Why HEIC causes problems
HEIC (High Efficiency Image Container) is Apple's format based on the HEVC codec. It produces files roughly 50% smaller than JPEG at equivalent quality — a significant advantage on phones with limited storage.
The problem: HEIC is not universally supported. Platforms that commonly reject or mishandle HEIC:
- Windows (without the HEVC codec extension installed)
- Many website upload fields and CMS platforms
- Most Android phones
- Email attachments opened in Outlook and Gmail on non-Apple devices
- Many social media platforms (they convert it server-side, but not always correctly)
- Design tools not updated to handle HEIC
Method 1: Convert in your browser (no download)
Use the free image converter — upload your HEIC file and select JPG as the output. No account, no app download, no file upload to external servers. Processing runs locally in your browser.
Note: HEIC support in browsers depends on your operating system. Chrome on Mac handles HEIC natively. Chrome on Windows may require the Microsoft HEVC extension (available free from the Microsoft Store) for browser-based conversion to work.
Method 2: Stop your iPhone saving as HEIC
The best long-term solution is to make your iPhone save in JPG from the start:
- Settings → Camera
- Formats
- Select Most Compatible (saves as JPEG and H.264)
This increases file size but eliminates the compatibility problem entirely. Future photos are saved as standard JPG.
Method 3: Transfer as JPG from iPhone
When transferring photos from iPhone to Windows via USB, you can configure automatic conversion:
- Settings → Photos
- Scroll to "Transfer to Mac or PC"
- Select Automatic — photos convert to JPG during transfer to Windows
Photos remain as HEIC on the iPhone (saving storage) but transfer as JPG to Windows.
Method 4: iCloud.com download
If your photos are in iCloud:
- Go to icloud.com/photos in a browser
- Select the photos
- Download — iCloud automatically converts HEIC to JPG for browser downloads
Quality loss when converting HEIC to JPG
HEIC is a more efficient codec than JPEG — at the same visual quality, HEIC is roughly 50% smaller. Converting to JPEG increases file size and, at low quality settings, introduces some compression artifacts.
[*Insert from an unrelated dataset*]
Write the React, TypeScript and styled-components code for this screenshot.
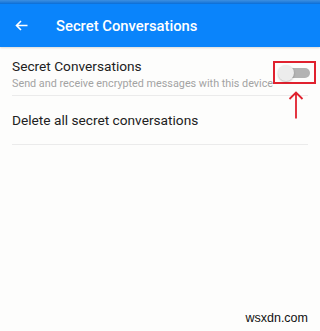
import React from "react";
import styled, { createGlobalStyle } from "styled-components";

const Global = createGlobalStyle`
  html, body { margin: 0; padding: 0; background: #fdfdfc; }
  body { font-family: Roboto, "Noto Sans", sans-serif; }
`;

const Page = styled.div`
  width: 320px;
  height: 331px;
  position: relative;
  background: #fdfdfc;
  overflow: hidden;
`;

const StatusBar = styled.div`
  height: 4px;
  background: linear-gradient(#3d8fe0, #0b6fd9);
`;

const Header = styled.header`
  height: 43px;
  background: #0a84fb;
  display: flex;
  align-items: center;
  padding-left: 15px;
  box-shadow: 0 1px 2px rgba(0, 0, 0, 0.15);
`;

const Title = styled.h1`
  margin: 0 0 0 28px;
  font-family: Roboto, sans-serif;
  font-weight: 500;
  font-size: 14.8px;
  color: #fff;
`;

const List = styled.div`
  padding: 0 12px;
`;

const Row = styled.div<{ $h: number }>`
  height: ${(p) => p.$h}px;
  box-sizing: border-box;
  border-bottom: 1px solid #ebebeb;
  display: flex;
  align-items: center;
  justify-content: space-between;
`;

const TopRow = styled(Row)`
  align-items: flex-start;
  padding-top: 11px;
`;

const TextCol = styled.div`
  display: flex;
  flex-direction: column;
  gap: 2px;
`;

const Primary = styled.div`
  font-size: 13.7px;
  color: #212121;
  line-height: 17px;
`;

const Secondary = styled.div`
  font-size: 10.8px;
  color: #a3a3a3;
  line-height: 13px;
  white-space: nowrap;
`;

const ToggleWrap = styled.div`
  position: relative;
  margin-right: -5px;
  margin-top: 3px;
`;

const Highlight = styled.div`
  width: 39px;
  height: 19px;
  border: 2px solid #e0212e;
  display: flex;
  align-items: center;
  justify-content: center;
`;

const Track = styled.div`
  position: relative;
  width: 24px;
  height: 10px;
  border-radius: 5px;
  background: #b3b3b3;
  margin-left: 6px;
`;

const Thumb = styled.div`
  position: absolute;
  left: -8px;
  top: -3px;
  width: 16px;
  height: 16px;
  border-radius: 50%;
  background: #ececec;
  box-shadow: 0 1px 2px rgba(0, 0, 0, 0.25);
`;

const Arrow = styled.svg`
  position: absolute;
  left: 15px;
  top: 30px;
`;

const Watermark = styled.div`
  position: absolute;
  right: 12px;
  bottom: 6px;
  font-family: "Liberation Sans", Arial, sans-serif;
  font-size: 12.5px;
  color: #111;
`;

export default function App() {
  return (
    <Page>
      <Global />
      <StatusBar />
      <Header>
        <svg width="13" height="11" viewBox="0 0 13 11" fill="none" stroke="#fff" strokeWidth="1.6">
          <path d="M12.5 5.5H1.5M6 1L1.5 5.5L6 10" />
        </svg>
        <Title>Secret Conversations</Title>
      </Header>
      <List>
        <TopRow $h={49}>
          <TextCol>
            <Primary>Secret Conversations</Primary>
            <Secondary>Send and receive encrypted messages with this device</Secondary>
          </TextCol>
          <ToggleWrap>
            <Highlight>
              <Track>
                <Thumb />
              </Track>
            </Highlight>
            <Arrow width="16" height="28" viewBox="0 0 16 28" fill="none" stroke="#e0212e" strokeWidth="1.8">
              <path d="M8 1.5V27.5M1.5 8L8 1.5L14.5 8" />
            </Arrow>
          </ToggleWrap>
        </TopRow>
        <Row $h={49}>
          <Primary>Delete all secret conversations</Primary>
        </Row>
      </List>
      <Watermark>wsxdn.com</Watermark>
    </Page>
  );
}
At quality 85–90%, the JPG output is visually indistinguishable from the HEIC original for most photos. Use the quality slider in the image converter to balance file size and quality for your use case.
Summary
For one-off conversions: use the free image converter. For preventing the problem: switch iPhone Camera settings to "Most Compatible" or configure "Automatic" transfer conversion. For iCloud photos: download via icloud.com.